What you have to do
The listing below should be printed exactly, every line of it. Skip the pictures.
----
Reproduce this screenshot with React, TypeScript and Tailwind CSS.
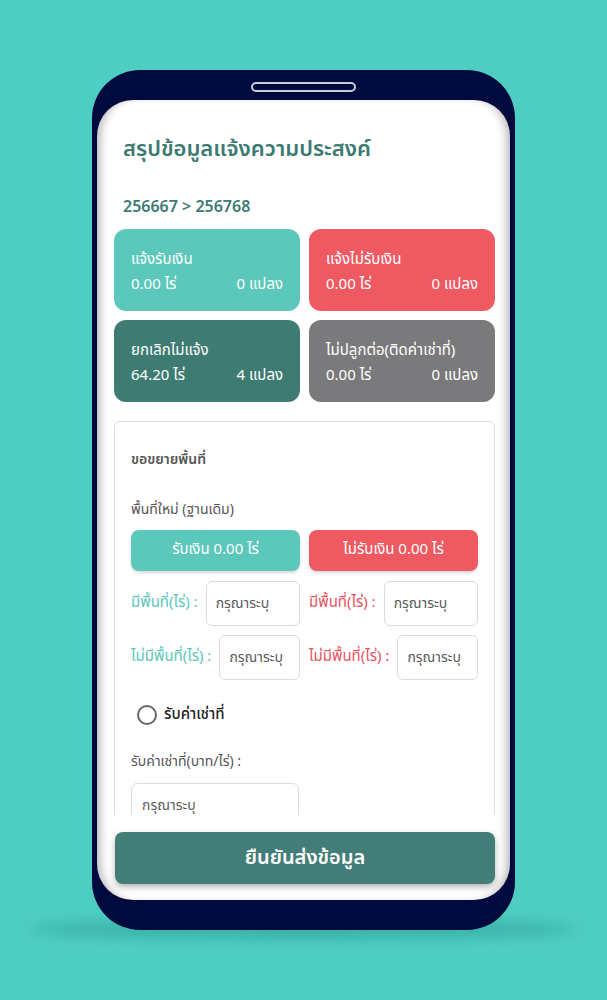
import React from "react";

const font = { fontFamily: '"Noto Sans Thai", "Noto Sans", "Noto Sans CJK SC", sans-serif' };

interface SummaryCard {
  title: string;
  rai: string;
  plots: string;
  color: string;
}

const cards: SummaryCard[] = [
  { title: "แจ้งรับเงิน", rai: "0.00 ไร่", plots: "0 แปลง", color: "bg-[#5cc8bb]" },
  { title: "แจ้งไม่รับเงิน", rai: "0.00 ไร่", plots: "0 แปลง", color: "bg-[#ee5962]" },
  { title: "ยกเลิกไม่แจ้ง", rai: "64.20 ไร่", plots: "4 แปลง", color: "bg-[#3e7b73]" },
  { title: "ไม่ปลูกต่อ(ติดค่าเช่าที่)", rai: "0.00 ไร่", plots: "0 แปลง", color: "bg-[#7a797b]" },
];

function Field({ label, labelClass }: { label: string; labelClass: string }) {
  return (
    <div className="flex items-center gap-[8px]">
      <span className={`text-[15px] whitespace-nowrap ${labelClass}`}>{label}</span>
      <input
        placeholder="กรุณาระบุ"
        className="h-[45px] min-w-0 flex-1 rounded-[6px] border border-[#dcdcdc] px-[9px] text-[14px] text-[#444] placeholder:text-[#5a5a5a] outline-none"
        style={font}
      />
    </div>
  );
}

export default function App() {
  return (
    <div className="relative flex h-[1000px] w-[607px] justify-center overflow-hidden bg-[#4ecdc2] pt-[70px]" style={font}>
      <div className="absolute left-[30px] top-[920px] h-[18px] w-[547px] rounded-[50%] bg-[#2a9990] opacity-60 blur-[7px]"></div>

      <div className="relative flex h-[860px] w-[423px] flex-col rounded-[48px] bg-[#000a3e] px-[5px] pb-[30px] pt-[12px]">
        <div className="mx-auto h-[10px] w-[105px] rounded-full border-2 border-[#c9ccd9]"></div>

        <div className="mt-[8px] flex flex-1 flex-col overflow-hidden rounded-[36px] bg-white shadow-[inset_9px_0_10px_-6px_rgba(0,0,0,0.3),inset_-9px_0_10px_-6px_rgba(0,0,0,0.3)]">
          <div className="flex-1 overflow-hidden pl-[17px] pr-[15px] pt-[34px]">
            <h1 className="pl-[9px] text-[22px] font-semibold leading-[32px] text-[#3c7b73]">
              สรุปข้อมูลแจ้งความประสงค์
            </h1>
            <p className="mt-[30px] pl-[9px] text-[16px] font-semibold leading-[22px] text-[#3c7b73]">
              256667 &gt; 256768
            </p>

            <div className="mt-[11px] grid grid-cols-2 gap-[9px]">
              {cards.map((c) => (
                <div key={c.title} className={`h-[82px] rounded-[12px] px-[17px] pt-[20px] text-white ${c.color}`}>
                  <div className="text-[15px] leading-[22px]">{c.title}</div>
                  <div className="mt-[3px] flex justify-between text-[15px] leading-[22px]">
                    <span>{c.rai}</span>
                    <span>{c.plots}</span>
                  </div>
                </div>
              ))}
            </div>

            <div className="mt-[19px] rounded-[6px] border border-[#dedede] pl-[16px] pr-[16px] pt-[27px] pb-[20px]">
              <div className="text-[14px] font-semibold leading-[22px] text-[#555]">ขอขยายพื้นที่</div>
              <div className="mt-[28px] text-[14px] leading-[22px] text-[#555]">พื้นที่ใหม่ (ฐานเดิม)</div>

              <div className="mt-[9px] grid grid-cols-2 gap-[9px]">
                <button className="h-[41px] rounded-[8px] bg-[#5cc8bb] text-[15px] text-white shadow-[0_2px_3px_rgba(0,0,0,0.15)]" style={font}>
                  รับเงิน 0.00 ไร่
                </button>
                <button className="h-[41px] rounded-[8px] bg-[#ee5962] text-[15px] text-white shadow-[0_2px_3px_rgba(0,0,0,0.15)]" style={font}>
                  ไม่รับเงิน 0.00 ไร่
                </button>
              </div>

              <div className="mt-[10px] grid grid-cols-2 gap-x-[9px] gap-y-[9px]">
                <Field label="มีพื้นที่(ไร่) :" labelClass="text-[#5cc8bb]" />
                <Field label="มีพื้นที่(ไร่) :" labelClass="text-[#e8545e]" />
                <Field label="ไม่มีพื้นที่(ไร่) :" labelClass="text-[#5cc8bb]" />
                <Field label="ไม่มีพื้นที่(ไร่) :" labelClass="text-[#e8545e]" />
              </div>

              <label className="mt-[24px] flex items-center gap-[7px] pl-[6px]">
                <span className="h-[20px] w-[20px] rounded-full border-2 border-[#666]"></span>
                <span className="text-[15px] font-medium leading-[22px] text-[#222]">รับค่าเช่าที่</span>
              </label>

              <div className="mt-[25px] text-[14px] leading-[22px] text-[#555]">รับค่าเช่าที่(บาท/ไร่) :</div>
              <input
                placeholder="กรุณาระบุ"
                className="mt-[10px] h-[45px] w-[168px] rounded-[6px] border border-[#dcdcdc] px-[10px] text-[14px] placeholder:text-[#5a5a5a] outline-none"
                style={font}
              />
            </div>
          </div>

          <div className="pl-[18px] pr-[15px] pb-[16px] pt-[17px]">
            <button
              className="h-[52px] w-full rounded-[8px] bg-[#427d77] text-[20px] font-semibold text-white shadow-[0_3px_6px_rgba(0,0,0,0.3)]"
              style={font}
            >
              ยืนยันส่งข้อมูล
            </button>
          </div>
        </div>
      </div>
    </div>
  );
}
----
Final result
Reproduce this screenshot with React, TypeScript and Tailwind CSS.
import React from "react";

const font = { fontFamily: '"Noto Sans Thai", "Noto Sans", "Noto Sans CJK SC", sans-serif' };

interface SummaryCard {
  title: string;
  rai: string;
  plots: string;
  color: string;
}

const cards: SummaryCard[] = [
  { title: "แจ้งรับเงิน", rai: "0.00 ไร่", plots: "0 แปลง", color: "bg-[#5cc8bb]" },
  { title: "แจ้งไม่รับเงิน", rai: "0.00 ไร่", plots: "0 แปลง", color: "bg-[#ee5962]" },
  { title: "ยกเลิกไม่แจ้ง", rai: "64.20 ไร่", plots: "4 แปลง", color: "bg-[#3e7b73]" },
  { title: "ไม่ปลูกต่อ(ติดค่าเช่าที่)", rai: "0.00 ไร่", plots: "0 แปลง", color: "bg-[#7a797b]" },
];

function Field({ label, labelClass }: { label: string; labelClass: string }) {
  return (
    <div className="flex items-center gap-[8px]">
      <span className={`text-[15px] whitespace-nowrap ${labelClass}`}>{label}</span>
      <input
        placeholder="กรุณาระบุ"
        className="h-[45px] min-w-0 flex-1 rounded-[6px] border border-[#dcdcdc] px-[9px] text-[14px] text-[#444] placeholder:text-[#5a5a5a] outline-none"
        style={font}
      />
    </div>
  );
}

export default function App() {
  return (
    <div className="relative flex h-[1000px] w-[607px] justify-center overflow-hidden bg-[#4ecdc2] pt-[70px]" style={font}>
      <div className="absolute left-[30px] top-[920px] h-[18px] w-[547px] rounded-[50%] bg-[#2a9990] opacity-60 blur-[7px]"></div>

      <div className="relative flex h-[860px] w-[423px] flex-col rounded-[48px] bg-[#000a3e] px-[5px] pb-[30px] pt-[12px]">
        <div className="mx-auto h-[10px] w-[105px] rounded-full border-2 border-[#c9ccd9]"></div>

        <div className="mt-[8px] flex flex-1 flex-col overflow-hidden rounded-[36px] bg-white shadow-[inset_9px_0_10px_-6px_rgba(0,0,0,0.3),inset_-9px_0_10px_-6px_rgba(0,0,0,0.3)]">
          <div className="flex-1 overflow-hidden pl-[17px] pr-[15px] pt-[34px]">
            <h1 className="pl-[9px] text-[22px] font-semibold leading-[32px] text-[#3c7b73]">
              สรุปข้อมูลแจ้งความประสงค์
            </h1>
            <p className="mt-[30px] pl-[9px] text-[16px] font-semibold leading-[22px] text-[#3c7b73]">
              256667 &gt; 256768
            </p>

            <div className="mt-[11px] grid grid-cols-2 gap-[9px]">
              {cards.map((c) => (
                <div key={c.title} className={`h-[82px] rounded-[12px] px-[17px] pt-[20px] text-white ${c.color}`}>
                  <div className="text-[15px] leading-[22px]">{c.title}</div>
                  <div className="mt-[3px] flex justify-between text-[15px] leading-[22px]">
                    <span>{c.rai}</span>
                    <span>{c.plots}</span>
                  </div>
                </div>
              ))}
            </div>

            <div className="mt-[19px] rounded-[6px] border border-[#dedede] pl-[16px] pr-[16px] pt-[27px] pb-[20px]">
              <div className="text-[14px] font-semibold leading-[22px] text-[#555]">ขอขยายพื้นที่</div>
              <div className="mt-[28px] text-[14px] leading-[22px] text-[#555]">พื้นที่ใหม่ (ฐานเดิม)</div>

              <div className="mt-[9px] grid grid-cols-2 gap-[9px]">
                <button className="h-[41px] rounded-[8px] bg-[#5cc8bb] text-[15px] text-white shadow-[0_2px_3px_rgba(0,0,0,0.15)]" style={font}>
                  รับเงิน 0.00 ไร่
                </button>
                <button className="h-[41px] rounded-[8px] bg-[#ee5962] text-[15px] text-white shadow-[0_2px_3px_rgba(0,0,0,0.15)]" style={font}>
                  ไม่รับเงิน 0.00 ไร่
                </button>
              </div>

              <div className="mt-[10px] grid grid-cols-2 gap-x-[9px] gap-y-[9px]">
                <Field label="มีพื้นที่(ไร่) :" labelClass="text-[#5cc8bb]" />
                <Field label="มีพื้นที่(ไร่) :" labelClass="text-[#e8545e]" />
                <Field label="ไม่มีพื้นที่(ไร่) :" labelClass="text-[#5cc8bb]" />
                <Field label="ไม่มีพื้นที่(ไร่) :" labelClass="text-[#e8545e]" />
              </div>

              <label className="mt-[24px] flex items-center gap-[7px] pl-[6px]">
                <span className="h-[20px] w-[20px] rounded-full border-2 border-[#666]"></span>
                <span className="text-[15px] font-medium leading-[22px] text-[#222]">รับค่าเช่าที่</span>
              </label>

              <div className="mt-[25px] text-[14px] leading-[22px] text-[#555]">รับค่าเช่าที่(บาท/ไร่) :</div>
              <input
                placeholder="กรุณาระบุ"
                className="mt-[10px] h-[45px] w-[168px] rounded-[6px] border border-[#dcdcdc] px-[10px] text-[14px] placeholder:text-[#5a5a5a] outline-none"
                style={font}
              />
            </div>
          </div>

          <div className="pl-[18px] pr-[15px] pb-[16px] pt-[17px]">
            <button
              className="h-[52px] w-full rounded-[8px] bg-[#427d77] text-[20px] font-semibold text-white shadow-[0_3px_6px_rgba(0,0,0,0.3)]"
              style={font}
            >
              ยืนยันส่งข้อมูล
            </button>
          </div>
        </div>
      </div>
    </div>
  );
}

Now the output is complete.